> [Record excerpts]:
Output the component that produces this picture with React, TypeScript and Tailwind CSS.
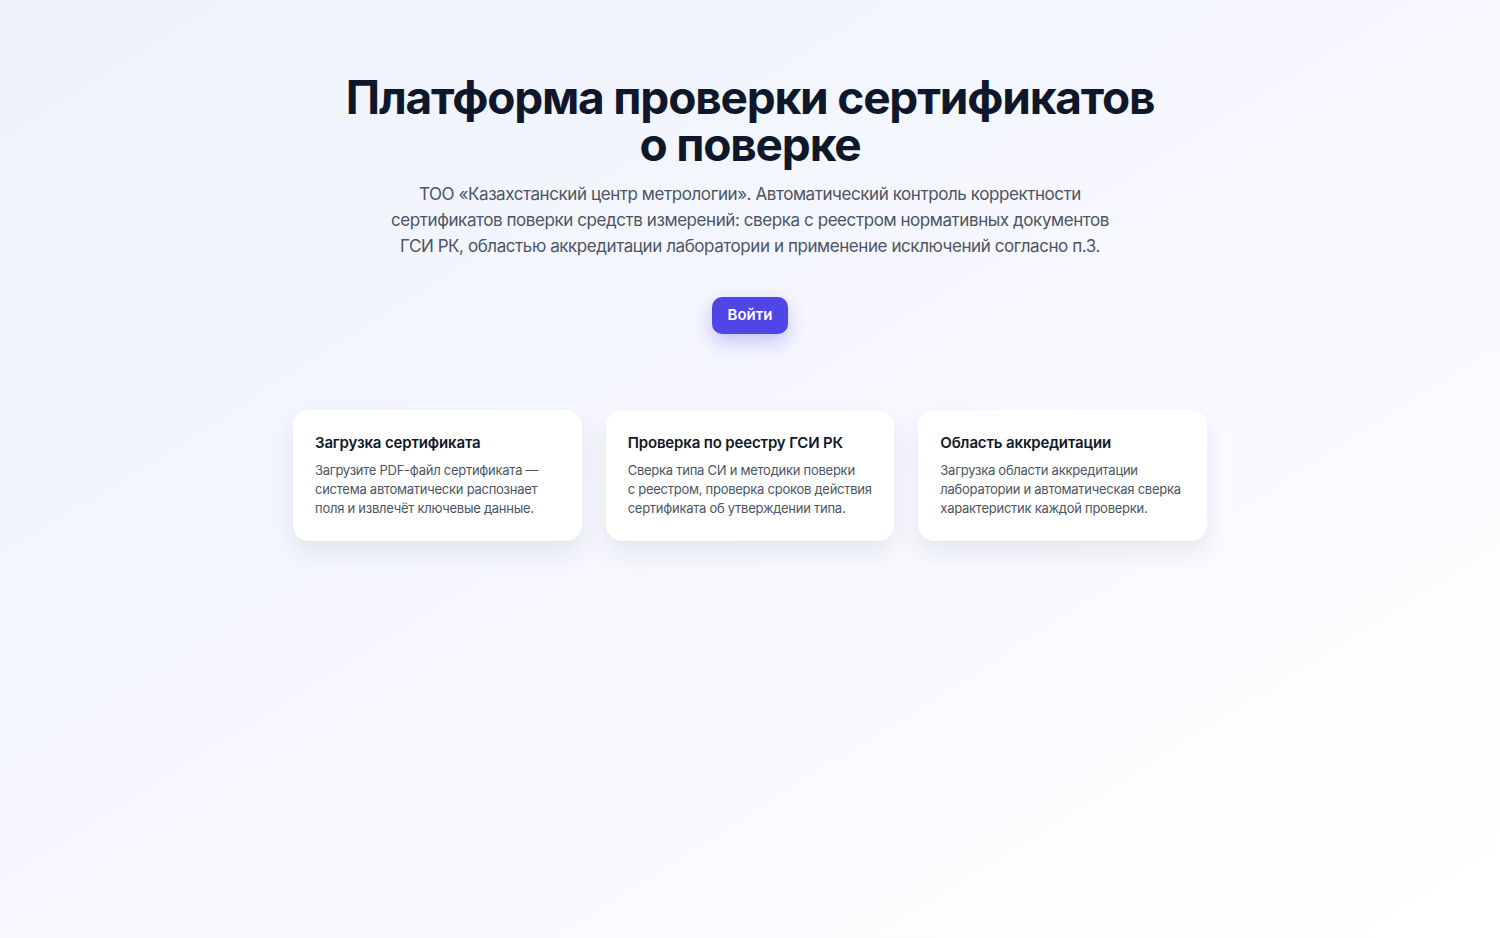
import React from "react";

const cards = [
  {
    title: "Загрузка сертификата",
    text: "Загрузите PDF-файл сертификата — система автоматически распознает поля и извлечёт ключевые данные.",
  },
  {
    title: "Проверка по реестру ГСИ РК",
    text: "Сверка типа СИ и методики поверки с\u00a0реестром, проверка сроков действия сертификата об утверждении типа.",
  },
  {
    title: "Область аккредитации",
    text: "Загрузка области аккредитации лаборатории и автоматическая сверка характеристик каждой проверки.",
  },
];

export default function App() {
  return (
    <div
      className="min-h-[938px] w-full bg-gradient-to-br from-[#eef1fc] via-[#f7f8fe] to-white"
      style={{ fontFamily: "Inter, 'Noto Sans', sans-serif" }}
    >
      <div className="flex flex-col items-center pt-[74px]">
        <h1 className="text-center text-[46px] font-bold leading-[47px] tracking-[-0.026em] text-[#0f172a]">
          Платформа проверки сертификатов
          <br />о поверке
        </h1>
        <p className="mt-[13px] max-w-[740px] text-center text-[17px] leading-[26px] tracking-[-0.025em] text-[#4b5563]">
          ТОО «Казахстанский центр метрологии». Автоматический контроль корректности сертификатов поверки
          средств измерений: сверка с реестром нормативных документов ГСИ РК, областью аккредитации
          лаборатории и применение исключений согласно п.3.
        </p>
        <button className="mt-[38px] h-[37px] rounded-[10px] bg-[#4f46e5] px-[16px] text-[15px] font-semibold text-white shadow-[0_8px_20px_rgba(79,70,229,0.3)]">
          Войти
        </button>
        <div className="mt-[76px] grid w-[914px] grid-cols-3 gap-[24px]">
          {cards.map((c) => (
            <div
              key={c.title}
              className="h-[131px] rounded-[16px] bg-white px-[22px] pt-[23px] shadow-[0_12px_24px_rgba(30,41,90,0.09)]"
            >
              <div className="text-[15px] font-semibold leading-[20px] tracking-[-0.01em] text-[#111827]">
                {c.title}
              </div>
              <div className="mt-[8px] text-[13px] leading-[19px] tracking-[-0.02em] text-[#4b5563]">
                {c.text}
              </div>
            </div>
          ))}
        </div>
      </div>
    </div>
  );
}
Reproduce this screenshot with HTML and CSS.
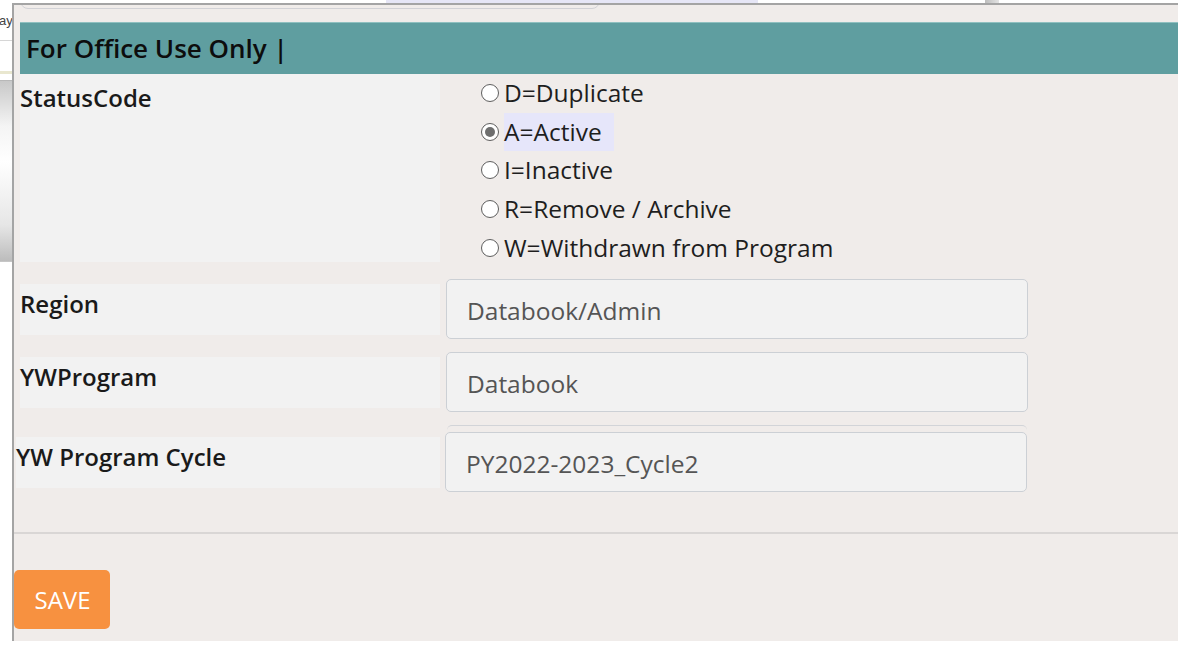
FILE: index.html
```html
<!DOCTYPE html>
<html lang="en">
<head>
<meta charset="utf-8">
<title>Participant record</title>
<link rel="stylesheet" href="styles.css">
</head>
<body>
  <div class="page">
    <div class="page-tab"></div>
    <div class="page-grip"></div>
    <div class="page-side">
      <span class="side-text">ay</span>
      <div class="side-rule"></div>
      <div class="side-note"></div>
      <div class="side-panel"></div>
    </div>
  </div>

  <div class="modal">
    <div class="modal-shadow-edge"></div>
    <form class="office-form">
      <h2 class="section-title">For Office Use Only |</h2>

      <div class="field-row status-row">
        <div class="field-label tall">StatusCode</div>
        <div class="radio-list">
          <label class="radio-item"><span class="radio"></span><span class="radio-text">D=Duplicate</span></label>
          <label class="radio-item"><span class="radio checked"></span><span class="radio-text selected">A=Active</span></label>
          <label class="radio-item"><span class="radio"></span><span class="radio-text">I=Inactive</span></label>
          <label class="radio-item"><span class="radio"></span><span class="radio-text">R=Remove / Archive</span></label>
          <label class="radio-item"><span class="radio"></span><span class="radio-text">W=Withdrawn from Program</span></label>
        </div>
      </div>

      <div class="field-row region-row">
        <div class="field-label">Region</div>
        <div class="text-input">Databook/Admin</div>
      </div>

      <div class="field-row">
        <div class="field-label">YWProgram</div>
        <div class="text-input">Databook</div>
      </div>

      <div class="field-row cycle-row">
        <div class="field-label">YW Program Cycle</div>
        <div class="input-stack">
          <div class="input-ghost"></div>
          <div class="text-input">PY2022-2023_Cycle2</div>
        </div>
      </div>

      <hr class="form-rule">

      <button type="button" class="save-btn">SAVE</button>
    </form>
  </div>
</body>
</html>
```

FILE: styles.css
```css
* {
  box-sizing: border-box;
}

html, body {
  margin: 0;
  padding: 0;
  background: #ffffff;
  width: 1178px;
  height: 649px;
  overflow: hidden;
}

body {
  font-family: "Open Sans", "Noto Sans", sans-serif;
  position: relative;
}

/* the page behind the dialog */
.page {
  position: absolute;
  inset: 0;
}

.page-tab {
  position: absolute;
  left: 386px;
  top: 0;
  width: 372px;
  height: 3px;
  background: #e6e6f6;
}

.page-grip {
  position: absolute;
  left: 985px;
  top: 0;
  width: 14px;
  height: 4px;
  background: linear-gradient(90deg, #bdbdbd, #e4e4e4);
}

.page-side {
  position: absolute;
  left: 0;
  top: 0;
  width: 12px;
  height: 649px;
  overflow: hidden;
}

.side-text {
  position: absolute;
  left: -1px;
  top: 13px;
  font-family: "Liberation Sans", Arial, sans-serif;
  font-size: 13px;
  color: #444;
}

.side-rule {
  position: absolute;
  left: 0;
  top: 40px;
  width: 12px;
  height: 1px;
  background: #d6d6d6;
}

.side-note {
  position: absolute;
  left: 0;
  top: 71px;
  width: 12px;
  height: 3px;
  background: #e9e7cf;
}

.side-panel {
  position: absolute;
  left: 0;
  top: 80px;
  width: 12px;
  height: 182px;
  border-top: 1px solid #b8b8b8;
  border-bottom: 1px solid #c6c6c6;
  background: linear-gradient(180deg, #c8c8c8 0%, #f4f4f4 25%, #ffffff 45%, #e6e6e6 80%, #bcbcbc 100%);
}

/* dialog */
.modal {
  position: absolute;
  left: 12px;
  top: 3px;
  width: 1166px;
  height: 638px;
  background: #f0ecea;
  border-left: 2px solid #a4a4a4;
  border-top: 2px solid #a4a4a4;
  overflow: hidden;
}

.modal-shadow-edge {
  position: absolute;
  left: 6px;
  top: -9px;
  width: 580px;
  height: 13px;
  border: 1px solid #d2d2d6;
  border-radius: 0 0 8px 8px;
  background: #f0ecea;
}

.office-form {
  display: flex;
  flex-direction: column;
  padding-top: 17px;
}

.section-title {
  margin: 0 0 0 6px;
  height: 52px;
  background: #5f9ea0;
  color: #0d0d0d;
  font-size: 26px;
  font-weight: 600;
  line-height: 50px;
  padding-left: 6px;
  border-top: 1px solid #8fc0c0;
}

.field-row {
  display: flex;
  align-items: flex-start;
  gap: 6px;
  margin-left: 6px;
  margin-top: 13px;
}

.field-label {
  width: 420px;
  height: 51px;
  margin-top: 5px;
  background: #f2f2f2;
  font-size: 24px;
  font-weight: 600;
  color: #1a1a1a;
  line-height: 40px;
}

.status-row {
  margin-top: 0;
  gap: 0;
  height: 188px;
}

.region-row {
  margin-top: 17px;
}

.field-label.tall {
  margin-top: 0;
  height: 188px;
  line-height: 48px;
}

.radio-list {
  display: flex;
  flex-direction: column;
  padding-left: 41px;
}

.radio-item {
  display: flex;
  align-items: center;
  height: 38.6px;
  font-size: 24.5px;
  color: #1e1e1e;
}

.radio {
  width: 18px;
  height: 18px;
  border: 1.5px solid #5e5e5e;
  border-radius: 50%;
  background: #ffffff;
  margin-right: 5px;
  flex-shrink: 0;
  display: flex;
  align-items: center;
  justify-content: center;
}

.radio.checked::after {
  content: "";
  width: 10px;
  height: 10px;
  border-radius: 50%;
  background: #6e6e6e;
}

.radio-text {
  line-height: 38px;
}

.radio-text.selected {
  background: #e6e6fa;
  padding-right: 12px;
}

.text-input {
  width: 582px;
  height: 60px;
  border: 1px solid #ccd0d5;
  border-radius: 5px;
  background: #f2f2f2;
  padding-left: 20px;
  font-size: 24.5px;
  color: #555555;
  line-height: 62px;
}

.cycle-row {
  margin-left: 2px;
  margin-top: 13px;
  gap: 5px;
}

.cycle-row .field-label {
  width: 424px;
  margin-top: 12px;
}

.input-stack {
  display: flex;
  flex-direction: column;
}

.input-ghost {
  width: 580px;
  height: 7px;
  margin-left: 2px;
  border-top: 1px solid #d2d4d8;
  border-radius: 5px 5px 0 0;
}

.form-rule {
  margin: 40px 0 0 0;
  border: 0;
  border-top: 2px solid #d9d6d5;
}

.save-btn {
  align-self: flex-start;
  margin-top: 36px;
  width: 96px;
  height: 59px;
  border: 0;
  border-radius: 5px;
  background: #f79140;
  color: #ffffff;
  font-family: "Open Sans", "Noto Sans", sans-serif;
  font-size: 24px;
  padding: 0 0 0 1px;
}
```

> [Exercise requirements]:
Hand back the exact lines from the start of the entries to the line with "import React from", both ends kept and pictures left out.

> [Problem solution]:
Output the component that produces this picture with React, TypeScript and Tailwind CSS.
import React from "react";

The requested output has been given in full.